[Records with interface code]
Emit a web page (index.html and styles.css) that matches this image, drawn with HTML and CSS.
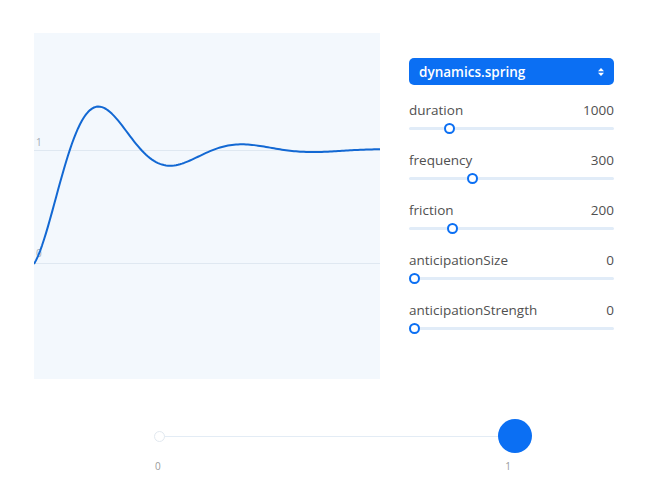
FILE: index.html
```html
<!DOCTYPE html>
<html lang="en">
<head>
<meta charset="utf-8">
<title>dynamics.spring</title>
<link rel="stylesheet" href="styles.css">
</head>
<body>
<div class="app">
  <div class="top">
    <div class="chart">
      <svg class="chart-svg" width="346" height="346" viewBox="0 0 346 346">
        <line class="grid" x1="0" y1="117.5" x2="346" y2="117.5"/>
        <line class="grid" x1="0" y1="230.5" x2="346" y2="230.5"/>
        <text class="axis-label" x="2" y="113">1</text>
        <text class="axis-label" x="2" y="224">0</text>
        <path id="curve" class="curve" d=""/>
      </svg>
    </div>
    <div class="panel">
      <div class="select">
        <span>dynamics.spring</span>
        <svg class="caret" width="6" height="8" viewBox="0 0 6 8"><polygon points="0,3.2 3,0 6,3.2"/><polygon points="0,4.8 3,8 6,4.8"/></svg>
      </div>
      <div class="param">
        <div class="param-head"><span>duration</span><span>1000</span></div>
        <div class="track-wrap"><div class="track"></div><span class="thumb" style="left:35px"></span></div>
      </div>
      <div class="param">
        <div class="param-head"><span>frequency</span><span>300</span></div>
        <div class="track-wrap"><div class="track"></div><span class="thumb" style="left:58px"></span></div>
      </div>
      <div class="param">
        <div class="param-head"><span>friction</span><span>200</span></div>
        <div class="track-wrap"><div class="track"></div><span class="thumb" style="left:38px"></span></div>
      </div>
      <div class="param">
        <div class="param-head"><span>anticipationSize</span><span>0</span></div>
        <div class="track-wrap"><div class="track"></div><span class="thumb" style="left:0px"></span></div>
      </div>
      <div class="param">
        <div class="param-head"><span>anticipationStrength</span><span>0</span></div>
        <div class="track-wrap"><div class="track"></div><span class="thumb" style="left:0px"></span></div>
      </div>
    </div>
  </div>
  <div class="scrub">
    <div class="scrub-track">
      <div class="scrub-line"></div>
      <span class="dot-start"></span>
      <span class="dot-end"></span>
    </div>
    <div class="scrub-labels"><span>0</span><span>1</span></div>
  </div>
</div>
<script src="script.js"></script>
</body>
</html>
```

FILE: styles.css
```css
body {
  margin: 0;
  background: #ffffff;
  font-family: "Open Sans", "Noto Sans", sans-serif;
}

.top {
  display: flex;
  gap: 29px;
  padding: 33px 0 0 34px;
}

.chart {
  width: 346px;
  height: 346px;
  background: #f3f8fd;
}

.chart-svg {
  display: block;
}

.grid {
  stroke: #dfe8f1;
  stroke-width: 1;
}

.axis-label {
  font-family: "Open Sans", sans-serif;
  font-size: 10px;
  fill: #a3abb3;
}

.curve {
  fill: none;
  stroke: #1268d3;
  stroke-width: 2;
  stroke-linejoin: round;
}

.panel {
  width: 205px;
  padding-top: 25px;
}

.select {
  height: 27px;
  box-sizing: border-box;
  border-radius: 5px;
  background: #0b6ff3;
  color: #ffffff;
  display: flex;
  align-items: center;
  justify-content: space-between;
  padding: 0 10px 0 10px;
  font-size: 13.5px;
  font-weight: 600;
  margin-bottom: 15px;
}

.caret {
  fill: #ffffff;
  display: block;
}

.param {
  margin-bottom: 15px;
}

.param-head {
  display: flex;
  justify-content: space-between;
  font-size: 13.5px;
  line-height: 20px;
  color: #505050;
}

.track-wrap {
  position: relative;
  height: 13px;
  margin-top: 2px;
  display: flex;
  align-items: center;
}

.track {
  width: 100%;
  height: 3px;
  border-radius: 2px;
  background: #e1ecf8;
}

.thumb {
  position: absolute;
  top: 1px;
  width: 11px;
  height: 11px;
  box-sizing: border-box;
  border: 2px solid #0b6ff3;
  border-radius: 50%;
  background: #ffffff;
}

.scrub {
  margin: 40px 0 0 159px;
  width: 356px;
}

.scrub-track {
  position: relative;
  height: 34px;
  display: flex;
  align-items: center;
}

.scrub-line {
  width: 100%;
  height: 1px;
  background: #e3ecf5;
}

.dot-start {
  position: absolute;
  left: -5px;
  top: 11.5px;
  width: 11px;
  height: 11px;
  box-sizing: border-box;
  border: 1px solid #e2e9f0;
  border-radius: 50%;
  background: #ffffff;
}

.dot-end {
  position: absolute;
  left: 339px;
  top: 0;
  width: 34px;
  height: 34px;
  border-radius: 50%;
  background: #0b6ff3;
}

.scrub-labels {
  display: flex;
  justify-content: space-between;
  margin: 7px 0 0 -4px;
  width: 356px;
  font-size: 10px;
  line-height: 12px;
  color: #9a9a9a;
}
```

FILE: script.js
```js
(function () {
  var a = 0.0142, w = 0.0439, d = [];
  for (var t = 0; t <= 346; t += 2) {
    var v = 1 - Math.exp(-a * t) * Math.cos(w * t);
    var y = 231 - 114 * v;
    d.push((t === 0 ? "M" : "L") + t + " " + y.toFixed(2));
  }
  document.getElementById("curve").setAttribute("d", d.join(" "));
})();
```
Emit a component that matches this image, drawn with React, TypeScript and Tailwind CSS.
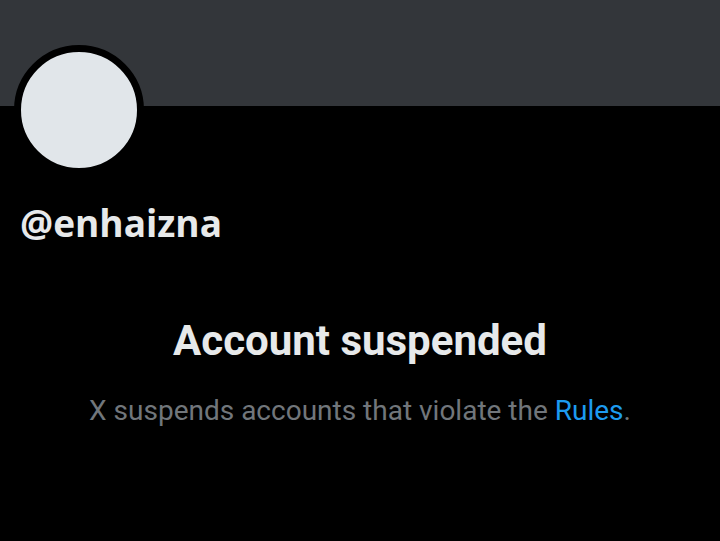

◆ **Written request**
Go through the listing above and list every line that has the word "matches".

◆ **Task output**
Emit a web page (index.html and styles.css) that matches this image, drawn with HTML and CSS.
Emit a component that matches this image, drawn with React, TypeScript and Tailwind CSS.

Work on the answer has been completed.